Stored data:
==============================

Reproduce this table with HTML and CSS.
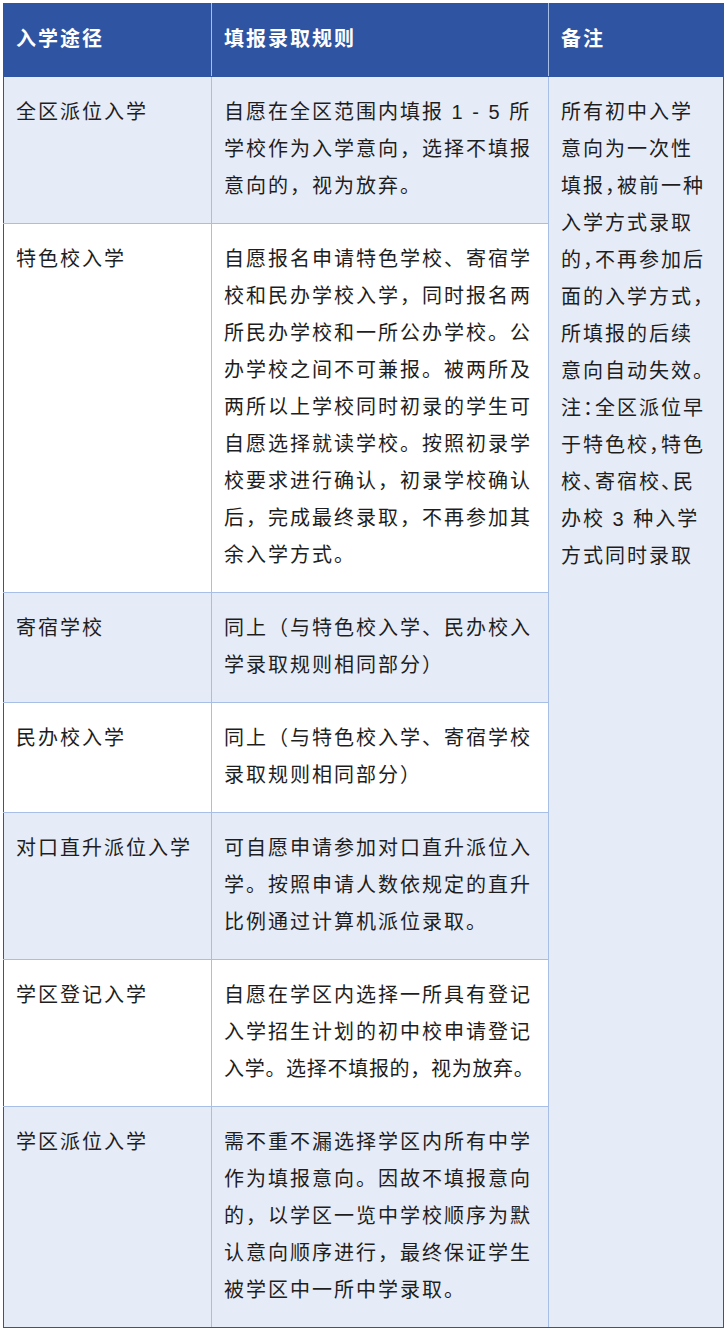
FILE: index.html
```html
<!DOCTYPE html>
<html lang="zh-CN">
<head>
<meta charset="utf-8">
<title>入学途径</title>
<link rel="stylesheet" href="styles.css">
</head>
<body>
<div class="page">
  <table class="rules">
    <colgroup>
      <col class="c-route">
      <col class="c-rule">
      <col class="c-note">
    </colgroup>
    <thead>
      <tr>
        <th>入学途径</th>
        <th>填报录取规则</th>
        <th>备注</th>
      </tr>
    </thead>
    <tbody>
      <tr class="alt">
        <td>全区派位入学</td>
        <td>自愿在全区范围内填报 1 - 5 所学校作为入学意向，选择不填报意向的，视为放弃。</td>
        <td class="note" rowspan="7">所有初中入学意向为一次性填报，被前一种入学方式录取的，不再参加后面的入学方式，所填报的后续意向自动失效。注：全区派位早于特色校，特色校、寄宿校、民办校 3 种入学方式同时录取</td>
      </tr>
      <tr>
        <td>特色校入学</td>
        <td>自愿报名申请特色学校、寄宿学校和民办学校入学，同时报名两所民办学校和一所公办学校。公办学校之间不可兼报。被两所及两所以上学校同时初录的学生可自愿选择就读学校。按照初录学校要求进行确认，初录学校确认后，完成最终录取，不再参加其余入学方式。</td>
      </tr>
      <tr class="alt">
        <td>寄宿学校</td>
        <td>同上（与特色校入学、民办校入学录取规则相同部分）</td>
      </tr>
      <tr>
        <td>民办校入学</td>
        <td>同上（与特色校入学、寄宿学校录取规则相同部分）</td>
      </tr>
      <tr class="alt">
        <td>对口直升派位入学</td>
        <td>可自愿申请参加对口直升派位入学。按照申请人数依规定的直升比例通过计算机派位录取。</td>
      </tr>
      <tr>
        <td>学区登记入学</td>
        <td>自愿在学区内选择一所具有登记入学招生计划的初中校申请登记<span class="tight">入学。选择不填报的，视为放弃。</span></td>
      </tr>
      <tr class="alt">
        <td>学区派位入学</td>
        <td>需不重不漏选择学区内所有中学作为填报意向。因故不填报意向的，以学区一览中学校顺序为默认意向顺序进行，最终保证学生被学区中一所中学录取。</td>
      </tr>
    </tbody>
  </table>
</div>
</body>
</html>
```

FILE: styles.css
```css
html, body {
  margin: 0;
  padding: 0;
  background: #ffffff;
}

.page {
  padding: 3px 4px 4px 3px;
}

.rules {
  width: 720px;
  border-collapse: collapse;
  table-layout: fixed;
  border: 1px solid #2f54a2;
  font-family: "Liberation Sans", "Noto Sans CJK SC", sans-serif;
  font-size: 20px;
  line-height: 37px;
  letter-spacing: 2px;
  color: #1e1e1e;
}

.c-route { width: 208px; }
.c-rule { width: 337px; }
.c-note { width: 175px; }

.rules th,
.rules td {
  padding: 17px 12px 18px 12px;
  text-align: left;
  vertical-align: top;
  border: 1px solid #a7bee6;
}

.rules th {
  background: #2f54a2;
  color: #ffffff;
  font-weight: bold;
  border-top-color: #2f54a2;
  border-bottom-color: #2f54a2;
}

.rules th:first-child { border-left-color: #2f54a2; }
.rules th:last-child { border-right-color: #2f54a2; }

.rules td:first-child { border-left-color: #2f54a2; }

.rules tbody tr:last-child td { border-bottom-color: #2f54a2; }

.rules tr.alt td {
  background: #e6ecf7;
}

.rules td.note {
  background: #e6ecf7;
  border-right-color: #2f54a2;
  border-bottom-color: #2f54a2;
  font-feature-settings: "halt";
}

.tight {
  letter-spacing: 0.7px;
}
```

==============================

Short problem:
Repeat the full listing above exactly, with no pictures in the copy.

Exercise solution:
Reproduce this table with HTML and CSS.
FILE: index.html
```html
<!DOCTYPE html>
<html lang="zh-CN">
<head>
<meta charset="utf-8">
<title>入学途径</title>
<link rel="stylesheet" href="styles.css">
</head>
<body>
<div class="page">
  <table class="rules">
    <colgroup>
      <col class="c-route">
      <col class="c-rule">
      <col class="c-note">
    </colgroup>
    <thead>
      <tr>
        <th>入学途径</th>
        <th>填报录取规则</th>
        <th>备注</th>
      </tr>
    </thead>
    <tbody>
      <tr class="alt">
        <td>全区派位入学</td>
        <td>自愿在全区范围内填报 1 - 5 所学校作为入学意向，选择不填报意向的，视为放弃。</td>
        <td class="note" rowspan="7">所有初中入学意向为一次性填报，被前一种入学方式录取的，不再参加后面的入学方式，所填报的后续意向自动失效。注：全区派位早于特色校，特色校、寄宿校、民办校 3 种入学方式同时录取</td>
      </tr>
      <tr>
        <td>特色校入学</td>
        <td>自愿报名申请特色学校、寄宿学校和民办学校入学，同时报名两所民办学校和一所公办学校。公办学校之间不可兼报。被两所及两所以上学校同时初录的学生可自愿选择就读学校。按照初录学校要求进行确认，初录学校确认后，完成最终录取，不再参加其余入学方式。</td>
      </tr>
      <tr class="alt">
        <td>寄宿学校</td>
        <td>同上（与特色校入学、民办校入学录取规则相同部分）</td>
      </tr>
      <tr>
        <td>民办校入学</td>
        <td>同上（与特色校入学、寄宿学校录取规则相同部分）</td>
      </tr>
      <tr class="alt">
        <td>对口直升派位入学</td>
        <td>可自愿申请参加对口直升派位入学。按照申请人数依规定的直升比例通过计算机派位录取。</td>
      </tr>
      <tr>
        <td>学区登记入学</td>
        <td>自愿在学区内选择一所具有登记入学招生计划的初中校申请登记<span class="tight">入学。选择不填报的，视为放弃。</span></td>
      </tr>
      <tr class="alt">
        <td>学区派位入学</td>
        <td>需不重不漏选择学区内所有中学作为填报意向。因故不填报意向的，以学区一览中学校顺序为默认意向顺序进行，最终保证学生被学区中一所中学录取。</td>
      </tr>
    </tbody>
  </table>
</div>
</body>
</html>
```

FILE: styles.css
```css
html, body {
  margin: 0;
  padding: 0;
  background: #ffffff;
}

.page {
  padding: 3px 4px 4px 3px;
}

.rules {
  width: 720px;
  border-collapse: collapse;
  table-layout: fixed;
  border: 1px solid #2f54a2;
  font-family: "Liberation Sans", "Noto Sans CJK SC", sans-serif;
  font-size: 20px;
  line-height: 37px;
  letter-spacing: 2px;
  color: #1e1e1e;
}

.c-route { width: 208px; }
.c-rule { width: 337px; }
.c-note { width: 175px; }

.rules th,
.rules td {
  padding: 17px 12px 18px 12px;
  text-align: left;
  vertical-align: top;
  border: 1px solid #a7bee6;
}

.rules th {
  background: #2f54a2;
  color: #ffffff;
  font-weight: bold;
  border-top-color: #2f54a2;
  border-bottom-color: #2f54a2;
}

.rules th:first-child { border-left-color: #2f54a2; }
.rules th:last-child { border-right-color: #2f54a2; }

.rules td:first-child { border-left-color: #2f54a2; }

.rules tbody tr:last-child td { border-bottom-color: #2f54a2; }

.rules tr.alt td {
  background: #e6ecf7;
}

.rules td.note {
  background: #e6ecf7;
  border-right-color: #2f54a2;
  border-bottom-color: #2f54a2;
  font-feature-settings: "halt";
}

.tight {
  letter-spacing: 0.7px;
}
```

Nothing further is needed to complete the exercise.